## PROBLEM DETAILS
Quote each line of the material verbatim, without the pictures.

## DATA
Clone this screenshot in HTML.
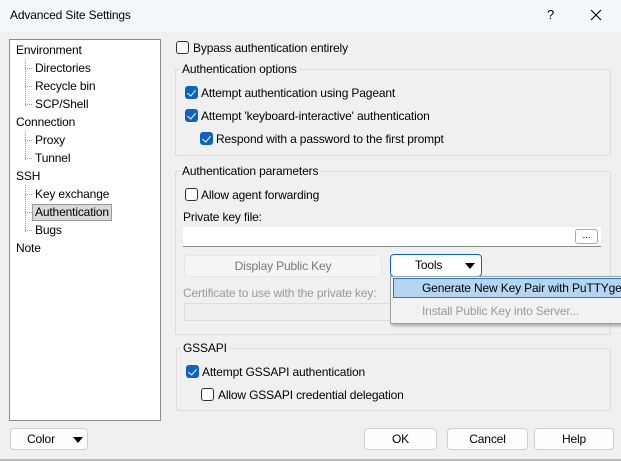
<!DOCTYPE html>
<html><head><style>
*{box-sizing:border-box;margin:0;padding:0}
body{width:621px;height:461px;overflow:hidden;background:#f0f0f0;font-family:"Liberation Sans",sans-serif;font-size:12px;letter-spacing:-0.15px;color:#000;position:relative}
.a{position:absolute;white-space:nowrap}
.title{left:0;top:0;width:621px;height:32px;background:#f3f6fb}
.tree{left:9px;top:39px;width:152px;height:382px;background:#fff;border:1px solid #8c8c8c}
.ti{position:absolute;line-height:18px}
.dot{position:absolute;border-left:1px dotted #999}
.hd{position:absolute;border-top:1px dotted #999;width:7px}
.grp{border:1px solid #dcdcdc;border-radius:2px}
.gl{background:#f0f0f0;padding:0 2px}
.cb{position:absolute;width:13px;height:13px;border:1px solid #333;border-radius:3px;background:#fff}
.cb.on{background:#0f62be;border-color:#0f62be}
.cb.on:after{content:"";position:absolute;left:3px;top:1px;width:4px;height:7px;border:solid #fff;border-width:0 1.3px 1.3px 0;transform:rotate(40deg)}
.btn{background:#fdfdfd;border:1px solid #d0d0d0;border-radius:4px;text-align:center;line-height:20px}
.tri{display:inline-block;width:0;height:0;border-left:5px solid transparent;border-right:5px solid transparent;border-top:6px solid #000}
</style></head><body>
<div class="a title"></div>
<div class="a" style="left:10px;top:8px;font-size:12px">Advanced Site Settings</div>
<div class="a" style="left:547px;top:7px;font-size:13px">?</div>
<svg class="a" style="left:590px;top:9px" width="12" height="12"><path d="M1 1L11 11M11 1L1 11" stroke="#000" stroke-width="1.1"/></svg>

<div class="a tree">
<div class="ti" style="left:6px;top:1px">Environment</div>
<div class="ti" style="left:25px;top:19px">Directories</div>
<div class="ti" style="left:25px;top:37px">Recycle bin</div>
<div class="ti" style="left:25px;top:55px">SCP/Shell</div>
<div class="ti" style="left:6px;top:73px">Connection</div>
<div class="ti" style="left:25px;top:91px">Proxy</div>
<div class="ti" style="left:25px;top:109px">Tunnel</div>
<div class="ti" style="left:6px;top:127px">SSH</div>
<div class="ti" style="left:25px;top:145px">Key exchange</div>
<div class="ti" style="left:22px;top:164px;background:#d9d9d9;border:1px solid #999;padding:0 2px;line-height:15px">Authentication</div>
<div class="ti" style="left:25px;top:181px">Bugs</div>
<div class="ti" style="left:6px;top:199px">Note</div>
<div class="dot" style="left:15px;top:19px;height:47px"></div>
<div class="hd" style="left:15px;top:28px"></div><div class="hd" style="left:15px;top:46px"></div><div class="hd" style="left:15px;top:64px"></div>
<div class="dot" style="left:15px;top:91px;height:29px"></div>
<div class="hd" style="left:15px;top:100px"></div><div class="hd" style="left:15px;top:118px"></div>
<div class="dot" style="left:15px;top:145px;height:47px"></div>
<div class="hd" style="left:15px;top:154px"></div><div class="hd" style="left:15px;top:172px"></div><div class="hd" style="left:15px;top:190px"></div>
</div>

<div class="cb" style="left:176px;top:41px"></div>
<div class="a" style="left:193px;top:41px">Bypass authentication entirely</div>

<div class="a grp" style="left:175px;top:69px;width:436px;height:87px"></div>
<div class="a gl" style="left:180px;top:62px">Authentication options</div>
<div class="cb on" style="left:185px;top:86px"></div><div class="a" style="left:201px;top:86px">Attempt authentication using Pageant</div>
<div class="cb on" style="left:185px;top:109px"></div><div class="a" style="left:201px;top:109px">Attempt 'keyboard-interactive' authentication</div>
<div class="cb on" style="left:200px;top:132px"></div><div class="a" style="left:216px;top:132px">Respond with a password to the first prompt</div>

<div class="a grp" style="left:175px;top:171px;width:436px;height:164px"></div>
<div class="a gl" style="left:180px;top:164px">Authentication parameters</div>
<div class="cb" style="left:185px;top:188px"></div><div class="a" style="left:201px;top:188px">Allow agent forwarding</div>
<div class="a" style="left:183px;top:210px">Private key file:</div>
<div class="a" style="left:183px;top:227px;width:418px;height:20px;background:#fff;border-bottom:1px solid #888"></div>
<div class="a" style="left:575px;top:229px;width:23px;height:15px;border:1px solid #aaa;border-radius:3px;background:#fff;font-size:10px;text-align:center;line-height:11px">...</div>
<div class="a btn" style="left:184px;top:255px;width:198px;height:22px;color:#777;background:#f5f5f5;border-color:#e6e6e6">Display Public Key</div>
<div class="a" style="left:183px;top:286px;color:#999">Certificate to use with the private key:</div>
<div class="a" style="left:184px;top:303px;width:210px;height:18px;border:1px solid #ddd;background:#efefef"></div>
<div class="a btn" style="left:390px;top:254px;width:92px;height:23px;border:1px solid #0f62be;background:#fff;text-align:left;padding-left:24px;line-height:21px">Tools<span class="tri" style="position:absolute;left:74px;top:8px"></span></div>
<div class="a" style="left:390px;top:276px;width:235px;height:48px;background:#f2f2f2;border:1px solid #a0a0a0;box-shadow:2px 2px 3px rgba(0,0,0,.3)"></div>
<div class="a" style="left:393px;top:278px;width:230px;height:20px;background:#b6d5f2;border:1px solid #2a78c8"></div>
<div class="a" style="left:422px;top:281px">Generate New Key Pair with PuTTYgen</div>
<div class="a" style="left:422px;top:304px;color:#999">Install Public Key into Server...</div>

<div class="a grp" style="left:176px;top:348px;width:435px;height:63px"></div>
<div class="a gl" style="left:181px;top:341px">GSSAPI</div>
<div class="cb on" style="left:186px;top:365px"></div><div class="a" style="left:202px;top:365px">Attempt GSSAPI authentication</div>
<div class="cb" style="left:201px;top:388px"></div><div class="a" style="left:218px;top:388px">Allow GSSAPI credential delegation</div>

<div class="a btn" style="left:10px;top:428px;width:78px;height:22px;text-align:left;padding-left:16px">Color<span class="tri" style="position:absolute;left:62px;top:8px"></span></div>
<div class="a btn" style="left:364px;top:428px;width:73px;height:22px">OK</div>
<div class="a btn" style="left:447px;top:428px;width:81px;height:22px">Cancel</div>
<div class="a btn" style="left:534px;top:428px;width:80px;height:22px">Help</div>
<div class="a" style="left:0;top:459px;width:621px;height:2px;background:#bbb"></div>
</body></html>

## FINISHED ANSWER
Clone this screenshot in HTML.
<!DOCTYPE html>
<html><head><style>
*{box-sizing:border-box;margin:0;padding:0}
body{width:621px;height:461px;overflow:hidden;background:#f0f0f0;font-family:"Liberation Sans",sans-serif;font-size:12px;letter-spacing:-0.15px;color:#000;position:relative}
.a{position:absolute;white-space:nowrap}
.title{left:0;top:0;width:621px;height:32px;background:#f3f6fb}
.tree{left:9px;top:39px;width:152px;height:382px;background:#fff;border:1px solid #8c8c8c}
.ti{position:absolute;line-height:18px}
.dot{position:absolute;border-left:1px dotted #999}
.hd{position:absolute;border-top:1px dotted #999;width:7px}
.grp{border:1px solid #dcdcdc;border-radius:2px}
.gl{background:#f0f0f0;padding:0 2px}
.cb{position:absolute;width:13px;height:13px;border:1px solid #333;border-radius:3px;background:#fff}
.cb.on{background:#0f62be;border-color:#0f62be}
.cb.on:after{content:"";position:absolute;left:3px;top:1px;width:4px;height:7px;border:solid #fff;border-width:0 1.3px 1.3px 0;transform:rotate(40deg)}
.btn{background:#fdfdfd;border:1px solid #d0d0d0;border-radius:4px;text-align:center;line-height:20px}
.tri{display:inline-block;width:0;height:0;border-left:5px solid transparent;border-right:5px solid transparent;border-top:6px solid #000}
</style></head><body>
<div class="a title"></div>
<div class="a" style="left:10px;top:8px;font-size:12px">Advanced Site Settings</div>
<div class="a" style="left:547px;top:7px;font-size:13px">?</div>
<svg class="a" style="left:590px;top:9px" width="12" height="12"><path d="M1 1L11 11M11 1L1 11" stroke="#000" stroke-width="1.1"/></svg>

<div class="a tree">
<div class="ti" style="left:6px;top:1px">Environment</div>
<div class="ti" style="left:25px;top:19px">Directories</div>
<div class="ti" style="left:25px;top:37px">Recycle bin</div>
<div class="ti" style="left:25px;top:55px">SCP/Shell</div>
<div class="ti" style="left:6px;top:73px">Connection</div>
<div class="ti" style="left:25px;top:91px">Proxy</div>
<div class="ti" style="left:25px;top:109px">Tunnel</div>
<div class="ti" style="left:6px;top:127px">SSH</div>
<div class="ti" style="left:25px;top:145px">Key exchange</div>
<div class="ti" style="left:22px;top:164px;background:#d9d9d9;border:1px solid #999;padding:0 2px;line-height:15px">Authentication</div>
<div class="ti" style="left:25px;top:181px">Bugs</div>
<div class="ti" style="left:6px;top:199px">Note</div>
<div class="dot" style="left:15px;top:19px;height:47px"></div>
<div class="hd" style="left:15px;top:28px"></div><div class="hd" style="left:15px;top:46px"></div><div class="hd" style="left:15px;top:64px"></div>
<div class="dot" style="left:15px;top:91px;height:29px"></div>
<div class="hd" style="left:15px;top:100px"></div><div class="hd" style="left:15px;top:118px"></div>
<div class="dot" style="left:15px;top:145px;height:47px"></div>
<div class="hd" style="left:15px;top:154px"></div><div class="hd" style="left:15px;top:172px"></div><div class="hd" style="left:15px;top:190px"></div>
</div>

<div class="cb" style="left:176px;top:41px"></div>
<div class="a" style="left:193px;top:41px">Bypass authentication entirely</div>

<div class="a grp" style="left:175px;top:69px;width:436px;height:87px"></div>
<div class="a gl" style="left:180px;top:62px">Authentication options</div>
<div class="cb on" style="left:185px;top:86px"></div><div class="a" style="left:201px;top:86px">Attempt authentication using Pageant</div>
<div class="cb on" style="left:185px;top:109px"></div><div class="a" style="left:201px;top:109px">Attempt 'keyboard-interactive' authentication</div>
<div class="cb on" style="left:200px;top:132px"></div><div class="a" style="left:216px;top:132px">Respond with a password to the first prompt</div>

<div class="a grp" style="left:175px;top:171px;width:436px;height:164px"></div>
<div class="a gl" style="left:180px;top:164px">Authentication parameters</div>
<div class="cb" style="left:185px;top:188px"></div><div class="a" style="left:201px;top:188px">Allow agent forwarding</div>
<div class="a" style="left:183px;top:210px">Private key file:</div>
<div class="a" style="left:183px;top:227px;width:418px;height:20px;background:#fff;border-bottom:1px solid #888"></div>
<div class="a" style="left:575px;top:229px;width:23px;height:15px;border:1px solid #aaa;border-radius:3px;background:#fff;font-size:10px;text-align:center;line-height:11px">...</div>
<div class="a btn" style="left:184px;top:255px;width:198px;height:22px;color:#777;background:#f5f5f5;border-color:#e6e6e6">Display Public Key</div>
<div class="a" style="left:183px;top:286px;color:#999">Certificate to use with the private key:</div>
<div class="a" style="left:184px;top:303px;width:210px;height:18px;border:1px solid #ddd;background:#efefef"></div>
<div class="a btn" style="left:390px;top:254px;width:92px;height:23px;border:1px solid #0f62be;background:#fff;text-align:left;padding-left:24px;line-height:21px">Tools<span class="tri" style="position:absolute;left:74px;top:8px"></span></div>
<div class="a" style="left:390px;top:276px;width:235px;height:48px;background:#f2f2f2;border:1px solid #a0a0a0;box-shadow:2px 2px 3px rgba(0,0,0,.3)"></div>
<div class="a" style="left:393px;top:278px;width:230px;height:20px;background:#b6d5f2;border:1px solid #2a78c8"></div>
<div class="a" style="left:422px;top:281px">Generate New Key Pair with PuTTYgen</div>
<div class="a" style="left:422px;top:304px;color:#999">Install Public Key into Server...</div>

<div class="a grp" style="left:176px;top:348px;width:435px;height:63px"></div>
<div class="a gl" style="left:181px;top:341px">GSSAPI</div>
<div class="cb on" style="left:186px;top:365px"></div><div class="a" style="left:202px;top:365px">Attempt GSSAPI authentication</div>
<div class="cb" style="left:201px;top:388px"></div><div class="a" style="left:218px;top:388px">Allow GSSAPI credential delegation</div>

<div class="a btn" style="left:10px;top:428px;width:78px;height:22px;text-align:left;padding-left:16px">Color<span class="tri" style="position:absolute;left:62px;top:8px"></span></div>
<div class="a btn" style="left:364px;top:428px;width:73px;height:22px">OK</div>
<div class="a btn" style="left:447px;top:428px;width:81px;height:22px">Cancel</div>
<div class="a btn" style="left:534px;top:428px;width:80px;height:22px">Help</div>
<div class="a" style="left:0;top:459px;width:621px;height:2px;background:#bbb"></div>
</body></html>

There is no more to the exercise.